Material provided:
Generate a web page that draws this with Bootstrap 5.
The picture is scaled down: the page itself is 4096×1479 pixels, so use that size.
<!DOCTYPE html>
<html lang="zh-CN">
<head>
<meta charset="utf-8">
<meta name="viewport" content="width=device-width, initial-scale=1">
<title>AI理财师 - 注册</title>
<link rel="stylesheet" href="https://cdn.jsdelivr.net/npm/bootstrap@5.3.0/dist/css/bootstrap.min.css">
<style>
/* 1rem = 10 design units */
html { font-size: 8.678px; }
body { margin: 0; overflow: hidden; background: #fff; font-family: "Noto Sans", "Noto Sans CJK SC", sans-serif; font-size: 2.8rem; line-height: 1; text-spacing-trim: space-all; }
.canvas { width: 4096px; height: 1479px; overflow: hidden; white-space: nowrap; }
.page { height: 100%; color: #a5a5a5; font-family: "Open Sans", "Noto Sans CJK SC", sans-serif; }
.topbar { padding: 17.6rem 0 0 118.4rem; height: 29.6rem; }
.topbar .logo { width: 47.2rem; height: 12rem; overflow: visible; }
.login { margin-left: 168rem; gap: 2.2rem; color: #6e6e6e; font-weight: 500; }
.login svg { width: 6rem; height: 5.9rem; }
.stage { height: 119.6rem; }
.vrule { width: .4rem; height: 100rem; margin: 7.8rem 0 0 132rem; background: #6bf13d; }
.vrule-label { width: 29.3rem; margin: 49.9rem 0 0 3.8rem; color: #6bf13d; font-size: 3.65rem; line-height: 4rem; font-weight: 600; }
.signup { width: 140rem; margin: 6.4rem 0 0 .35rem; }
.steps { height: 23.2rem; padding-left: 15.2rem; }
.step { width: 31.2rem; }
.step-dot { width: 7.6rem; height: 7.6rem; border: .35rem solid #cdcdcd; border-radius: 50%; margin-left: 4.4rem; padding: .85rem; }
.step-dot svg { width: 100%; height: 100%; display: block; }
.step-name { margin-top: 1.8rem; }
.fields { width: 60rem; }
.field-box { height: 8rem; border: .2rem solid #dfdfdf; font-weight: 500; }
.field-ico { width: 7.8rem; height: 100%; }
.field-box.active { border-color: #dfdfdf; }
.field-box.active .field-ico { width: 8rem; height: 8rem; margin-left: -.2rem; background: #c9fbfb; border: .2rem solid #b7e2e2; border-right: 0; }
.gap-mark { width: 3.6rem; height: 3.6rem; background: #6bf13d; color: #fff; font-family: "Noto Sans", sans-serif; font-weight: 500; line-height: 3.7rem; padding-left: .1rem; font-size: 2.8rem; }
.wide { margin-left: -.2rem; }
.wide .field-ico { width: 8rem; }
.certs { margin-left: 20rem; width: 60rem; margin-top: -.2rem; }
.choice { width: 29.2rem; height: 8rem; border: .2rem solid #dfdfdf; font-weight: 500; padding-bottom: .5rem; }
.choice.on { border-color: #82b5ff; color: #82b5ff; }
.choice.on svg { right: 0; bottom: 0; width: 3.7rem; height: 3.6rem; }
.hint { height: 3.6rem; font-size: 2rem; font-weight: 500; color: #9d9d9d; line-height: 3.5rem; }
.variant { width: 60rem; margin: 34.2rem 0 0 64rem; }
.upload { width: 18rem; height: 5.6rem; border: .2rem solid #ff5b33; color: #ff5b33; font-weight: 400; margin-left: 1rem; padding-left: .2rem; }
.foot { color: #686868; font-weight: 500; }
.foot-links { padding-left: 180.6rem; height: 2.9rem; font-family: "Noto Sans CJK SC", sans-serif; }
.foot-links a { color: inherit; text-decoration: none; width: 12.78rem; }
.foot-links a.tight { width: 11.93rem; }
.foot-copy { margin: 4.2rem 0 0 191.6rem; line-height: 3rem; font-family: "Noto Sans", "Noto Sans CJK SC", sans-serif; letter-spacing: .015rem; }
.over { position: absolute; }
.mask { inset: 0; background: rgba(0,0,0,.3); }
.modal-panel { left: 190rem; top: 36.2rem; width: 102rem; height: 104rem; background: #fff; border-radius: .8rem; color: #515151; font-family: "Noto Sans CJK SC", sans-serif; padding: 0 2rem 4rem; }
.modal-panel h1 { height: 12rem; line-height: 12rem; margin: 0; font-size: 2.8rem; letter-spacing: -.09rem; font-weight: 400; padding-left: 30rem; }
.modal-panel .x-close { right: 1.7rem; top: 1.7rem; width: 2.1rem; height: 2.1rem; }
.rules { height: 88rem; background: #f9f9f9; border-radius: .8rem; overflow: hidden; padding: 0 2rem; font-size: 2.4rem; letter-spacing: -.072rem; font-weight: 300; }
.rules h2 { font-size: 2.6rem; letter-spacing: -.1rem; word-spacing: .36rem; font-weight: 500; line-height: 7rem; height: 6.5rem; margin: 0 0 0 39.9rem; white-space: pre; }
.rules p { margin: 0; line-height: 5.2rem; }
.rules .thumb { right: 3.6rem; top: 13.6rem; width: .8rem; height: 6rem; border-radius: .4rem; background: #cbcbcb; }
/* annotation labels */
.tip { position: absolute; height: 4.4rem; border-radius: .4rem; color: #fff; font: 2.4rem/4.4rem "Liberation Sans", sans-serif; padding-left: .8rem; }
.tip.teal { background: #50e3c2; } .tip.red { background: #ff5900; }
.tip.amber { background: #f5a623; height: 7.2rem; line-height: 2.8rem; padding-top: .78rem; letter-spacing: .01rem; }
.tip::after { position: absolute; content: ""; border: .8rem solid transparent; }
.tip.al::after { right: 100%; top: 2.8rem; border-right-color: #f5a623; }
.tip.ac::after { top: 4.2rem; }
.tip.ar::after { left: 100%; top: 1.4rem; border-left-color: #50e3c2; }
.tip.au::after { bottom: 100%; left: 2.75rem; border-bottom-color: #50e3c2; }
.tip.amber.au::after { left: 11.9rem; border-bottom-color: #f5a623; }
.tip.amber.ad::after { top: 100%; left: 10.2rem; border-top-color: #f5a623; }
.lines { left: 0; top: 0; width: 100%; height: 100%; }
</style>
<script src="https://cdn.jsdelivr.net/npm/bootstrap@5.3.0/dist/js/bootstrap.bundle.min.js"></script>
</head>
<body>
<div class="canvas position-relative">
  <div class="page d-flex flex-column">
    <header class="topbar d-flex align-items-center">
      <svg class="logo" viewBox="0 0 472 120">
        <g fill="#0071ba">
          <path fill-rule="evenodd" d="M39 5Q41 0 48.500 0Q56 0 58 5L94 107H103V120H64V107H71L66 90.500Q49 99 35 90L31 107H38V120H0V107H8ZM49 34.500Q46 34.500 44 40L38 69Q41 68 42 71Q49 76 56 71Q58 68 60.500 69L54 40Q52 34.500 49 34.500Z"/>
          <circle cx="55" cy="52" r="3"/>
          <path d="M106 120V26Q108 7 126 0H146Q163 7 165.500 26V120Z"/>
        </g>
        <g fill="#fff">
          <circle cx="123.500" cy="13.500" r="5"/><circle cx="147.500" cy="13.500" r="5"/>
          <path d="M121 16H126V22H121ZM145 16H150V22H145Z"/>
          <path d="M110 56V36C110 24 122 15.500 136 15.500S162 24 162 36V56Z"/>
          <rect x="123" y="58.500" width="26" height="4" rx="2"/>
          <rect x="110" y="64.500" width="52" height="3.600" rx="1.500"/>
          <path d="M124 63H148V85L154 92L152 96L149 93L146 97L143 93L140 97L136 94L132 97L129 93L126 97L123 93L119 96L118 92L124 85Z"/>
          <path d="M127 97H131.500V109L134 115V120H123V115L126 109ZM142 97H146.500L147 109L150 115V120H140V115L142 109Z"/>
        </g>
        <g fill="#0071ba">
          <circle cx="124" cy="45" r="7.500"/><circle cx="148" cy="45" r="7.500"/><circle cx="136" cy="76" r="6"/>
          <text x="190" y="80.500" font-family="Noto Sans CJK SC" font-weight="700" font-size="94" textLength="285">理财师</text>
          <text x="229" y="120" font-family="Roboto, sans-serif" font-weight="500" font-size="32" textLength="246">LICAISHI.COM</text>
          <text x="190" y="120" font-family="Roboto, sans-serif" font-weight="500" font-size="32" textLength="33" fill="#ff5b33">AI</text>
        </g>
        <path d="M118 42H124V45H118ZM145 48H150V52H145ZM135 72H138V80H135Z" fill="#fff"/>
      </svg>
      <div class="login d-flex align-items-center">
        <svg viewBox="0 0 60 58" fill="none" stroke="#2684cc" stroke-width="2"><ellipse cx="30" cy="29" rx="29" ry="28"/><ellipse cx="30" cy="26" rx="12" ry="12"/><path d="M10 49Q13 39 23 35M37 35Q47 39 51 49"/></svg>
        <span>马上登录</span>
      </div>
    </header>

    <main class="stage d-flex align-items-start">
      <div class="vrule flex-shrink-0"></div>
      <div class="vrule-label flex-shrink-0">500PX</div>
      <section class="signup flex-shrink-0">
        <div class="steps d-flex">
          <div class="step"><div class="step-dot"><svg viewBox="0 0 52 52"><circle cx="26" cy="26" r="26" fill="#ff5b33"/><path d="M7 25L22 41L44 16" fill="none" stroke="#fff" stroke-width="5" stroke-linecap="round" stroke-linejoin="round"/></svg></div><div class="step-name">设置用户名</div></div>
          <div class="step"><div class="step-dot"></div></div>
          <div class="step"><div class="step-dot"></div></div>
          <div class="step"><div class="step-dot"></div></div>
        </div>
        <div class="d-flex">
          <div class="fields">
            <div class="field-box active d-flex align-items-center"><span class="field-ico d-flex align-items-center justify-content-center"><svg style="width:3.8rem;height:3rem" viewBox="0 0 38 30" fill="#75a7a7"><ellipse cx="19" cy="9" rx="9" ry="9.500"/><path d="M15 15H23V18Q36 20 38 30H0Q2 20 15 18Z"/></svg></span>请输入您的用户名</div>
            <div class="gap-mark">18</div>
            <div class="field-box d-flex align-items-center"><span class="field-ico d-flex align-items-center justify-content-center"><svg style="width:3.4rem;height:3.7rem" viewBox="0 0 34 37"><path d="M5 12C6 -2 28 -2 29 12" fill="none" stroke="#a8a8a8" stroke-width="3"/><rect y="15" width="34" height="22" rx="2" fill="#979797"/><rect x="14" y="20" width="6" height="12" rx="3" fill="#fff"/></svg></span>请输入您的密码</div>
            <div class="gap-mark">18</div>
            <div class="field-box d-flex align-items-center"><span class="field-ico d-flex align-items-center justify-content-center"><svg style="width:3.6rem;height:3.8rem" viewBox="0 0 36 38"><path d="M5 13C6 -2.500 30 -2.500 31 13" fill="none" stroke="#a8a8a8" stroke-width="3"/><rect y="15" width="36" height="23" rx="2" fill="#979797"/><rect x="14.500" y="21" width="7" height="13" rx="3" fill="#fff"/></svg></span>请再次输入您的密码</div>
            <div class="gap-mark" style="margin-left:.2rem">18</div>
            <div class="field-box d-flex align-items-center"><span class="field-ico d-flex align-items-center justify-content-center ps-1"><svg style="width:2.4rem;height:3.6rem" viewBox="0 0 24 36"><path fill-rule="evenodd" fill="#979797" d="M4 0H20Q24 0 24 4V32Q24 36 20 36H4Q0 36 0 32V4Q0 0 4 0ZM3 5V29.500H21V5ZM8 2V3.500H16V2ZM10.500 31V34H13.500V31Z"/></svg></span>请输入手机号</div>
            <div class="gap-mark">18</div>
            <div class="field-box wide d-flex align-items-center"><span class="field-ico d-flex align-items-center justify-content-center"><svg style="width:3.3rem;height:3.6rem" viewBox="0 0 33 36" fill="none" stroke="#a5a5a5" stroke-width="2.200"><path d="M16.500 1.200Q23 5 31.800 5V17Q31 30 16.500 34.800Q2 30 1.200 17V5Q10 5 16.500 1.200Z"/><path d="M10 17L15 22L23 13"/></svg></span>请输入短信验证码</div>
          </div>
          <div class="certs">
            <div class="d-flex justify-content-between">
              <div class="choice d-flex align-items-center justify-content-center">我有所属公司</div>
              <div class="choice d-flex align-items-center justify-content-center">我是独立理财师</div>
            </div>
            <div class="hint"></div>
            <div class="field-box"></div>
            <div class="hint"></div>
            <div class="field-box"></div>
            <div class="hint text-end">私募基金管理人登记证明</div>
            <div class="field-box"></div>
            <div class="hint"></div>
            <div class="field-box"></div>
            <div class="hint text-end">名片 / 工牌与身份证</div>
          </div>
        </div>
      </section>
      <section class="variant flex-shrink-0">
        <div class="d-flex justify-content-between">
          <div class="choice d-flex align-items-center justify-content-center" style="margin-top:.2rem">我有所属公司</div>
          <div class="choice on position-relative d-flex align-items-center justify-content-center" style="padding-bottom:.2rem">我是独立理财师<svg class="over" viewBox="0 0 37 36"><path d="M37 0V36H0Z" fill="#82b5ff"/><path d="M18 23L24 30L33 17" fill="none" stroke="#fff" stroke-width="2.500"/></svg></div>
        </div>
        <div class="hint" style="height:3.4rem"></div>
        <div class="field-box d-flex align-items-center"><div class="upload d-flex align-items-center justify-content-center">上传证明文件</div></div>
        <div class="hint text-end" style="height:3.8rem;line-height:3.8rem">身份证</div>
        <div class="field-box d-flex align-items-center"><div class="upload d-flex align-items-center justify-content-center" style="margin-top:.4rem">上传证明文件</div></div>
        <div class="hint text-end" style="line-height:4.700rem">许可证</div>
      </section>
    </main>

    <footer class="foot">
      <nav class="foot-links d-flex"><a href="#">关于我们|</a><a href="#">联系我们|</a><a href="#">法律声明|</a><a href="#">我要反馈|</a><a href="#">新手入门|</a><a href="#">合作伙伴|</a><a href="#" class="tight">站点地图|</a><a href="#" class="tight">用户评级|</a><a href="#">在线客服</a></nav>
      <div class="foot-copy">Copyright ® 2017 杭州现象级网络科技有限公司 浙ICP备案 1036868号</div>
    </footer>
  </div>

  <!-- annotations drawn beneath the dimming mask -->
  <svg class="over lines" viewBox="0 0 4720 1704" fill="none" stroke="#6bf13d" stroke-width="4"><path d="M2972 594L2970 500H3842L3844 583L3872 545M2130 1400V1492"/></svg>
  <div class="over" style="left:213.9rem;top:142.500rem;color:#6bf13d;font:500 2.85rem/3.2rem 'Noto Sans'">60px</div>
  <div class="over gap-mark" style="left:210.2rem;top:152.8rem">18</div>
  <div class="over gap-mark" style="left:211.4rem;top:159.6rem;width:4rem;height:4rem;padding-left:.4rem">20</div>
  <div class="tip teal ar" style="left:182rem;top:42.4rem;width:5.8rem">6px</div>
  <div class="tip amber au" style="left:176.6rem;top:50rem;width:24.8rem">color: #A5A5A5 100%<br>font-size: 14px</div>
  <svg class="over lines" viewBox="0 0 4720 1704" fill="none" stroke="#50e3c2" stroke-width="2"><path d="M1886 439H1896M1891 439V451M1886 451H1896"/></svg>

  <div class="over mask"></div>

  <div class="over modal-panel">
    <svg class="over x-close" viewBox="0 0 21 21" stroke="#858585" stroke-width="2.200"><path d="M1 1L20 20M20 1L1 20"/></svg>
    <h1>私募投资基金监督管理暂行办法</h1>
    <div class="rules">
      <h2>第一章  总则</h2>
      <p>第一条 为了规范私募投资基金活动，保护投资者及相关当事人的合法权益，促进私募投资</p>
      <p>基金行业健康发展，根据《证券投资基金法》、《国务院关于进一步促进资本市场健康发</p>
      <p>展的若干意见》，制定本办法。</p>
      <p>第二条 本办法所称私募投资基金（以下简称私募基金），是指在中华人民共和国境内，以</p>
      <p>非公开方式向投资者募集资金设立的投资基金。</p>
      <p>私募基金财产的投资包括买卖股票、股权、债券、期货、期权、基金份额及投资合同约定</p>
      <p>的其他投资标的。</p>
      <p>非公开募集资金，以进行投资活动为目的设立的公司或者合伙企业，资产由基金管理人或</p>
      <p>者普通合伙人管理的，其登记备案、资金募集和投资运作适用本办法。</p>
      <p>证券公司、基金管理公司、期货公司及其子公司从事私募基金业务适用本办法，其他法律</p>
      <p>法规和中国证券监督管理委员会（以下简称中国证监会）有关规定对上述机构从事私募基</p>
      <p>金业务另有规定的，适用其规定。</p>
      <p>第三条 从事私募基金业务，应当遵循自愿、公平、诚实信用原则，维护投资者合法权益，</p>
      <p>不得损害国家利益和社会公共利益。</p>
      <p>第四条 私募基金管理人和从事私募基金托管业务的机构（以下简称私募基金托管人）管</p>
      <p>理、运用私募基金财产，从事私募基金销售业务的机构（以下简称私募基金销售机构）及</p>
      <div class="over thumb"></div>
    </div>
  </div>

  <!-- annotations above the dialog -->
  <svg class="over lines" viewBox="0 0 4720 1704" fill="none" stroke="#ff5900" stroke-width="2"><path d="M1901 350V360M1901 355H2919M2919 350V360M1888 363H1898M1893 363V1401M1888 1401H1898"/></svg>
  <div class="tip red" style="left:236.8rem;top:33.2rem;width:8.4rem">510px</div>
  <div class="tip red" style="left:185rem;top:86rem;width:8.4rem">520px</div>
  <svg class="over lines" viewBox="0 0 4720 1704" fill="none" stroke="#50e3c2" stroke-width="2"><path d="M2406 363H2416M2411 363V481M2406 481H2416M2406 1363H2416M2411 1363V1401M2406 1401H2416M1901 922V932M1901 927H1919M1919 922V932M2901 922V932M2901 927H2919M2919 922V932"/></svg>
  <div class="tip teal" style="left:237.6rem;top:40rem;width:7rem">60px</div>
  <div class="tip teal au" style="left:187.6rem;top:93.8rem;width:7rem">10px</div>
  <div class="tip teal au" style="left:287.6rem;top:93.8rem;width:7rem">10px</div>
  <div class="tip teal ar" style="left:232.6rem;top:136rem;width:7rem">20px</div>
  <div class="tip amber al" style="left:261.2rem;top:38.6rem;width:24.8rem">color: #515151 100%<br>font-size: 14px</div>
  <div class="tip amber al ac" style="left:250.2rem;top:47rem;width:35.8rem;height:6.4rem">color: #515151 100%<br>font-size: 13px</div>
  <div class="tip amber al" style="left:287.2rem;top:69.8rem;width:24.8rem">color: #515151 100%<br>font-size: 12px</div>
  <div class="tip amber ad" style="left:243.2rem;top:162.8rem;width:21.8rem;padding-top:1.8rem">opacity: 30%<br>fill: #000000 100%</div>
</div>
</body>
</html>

Task to complete:
Pick out each line containing the string "page" and copy it.

Solution to the problem:
Generate a web page that draws this with Bootstrap 5.
The picture is scaled down: the page itself is 4096×1479 pixels, so use that size.
.page { height: 100%; color: #a5a5a5; font-family: "Open Sans", "Noto Sans CJK SC", sans-serif; }
  <div class="page d-flex flex-column">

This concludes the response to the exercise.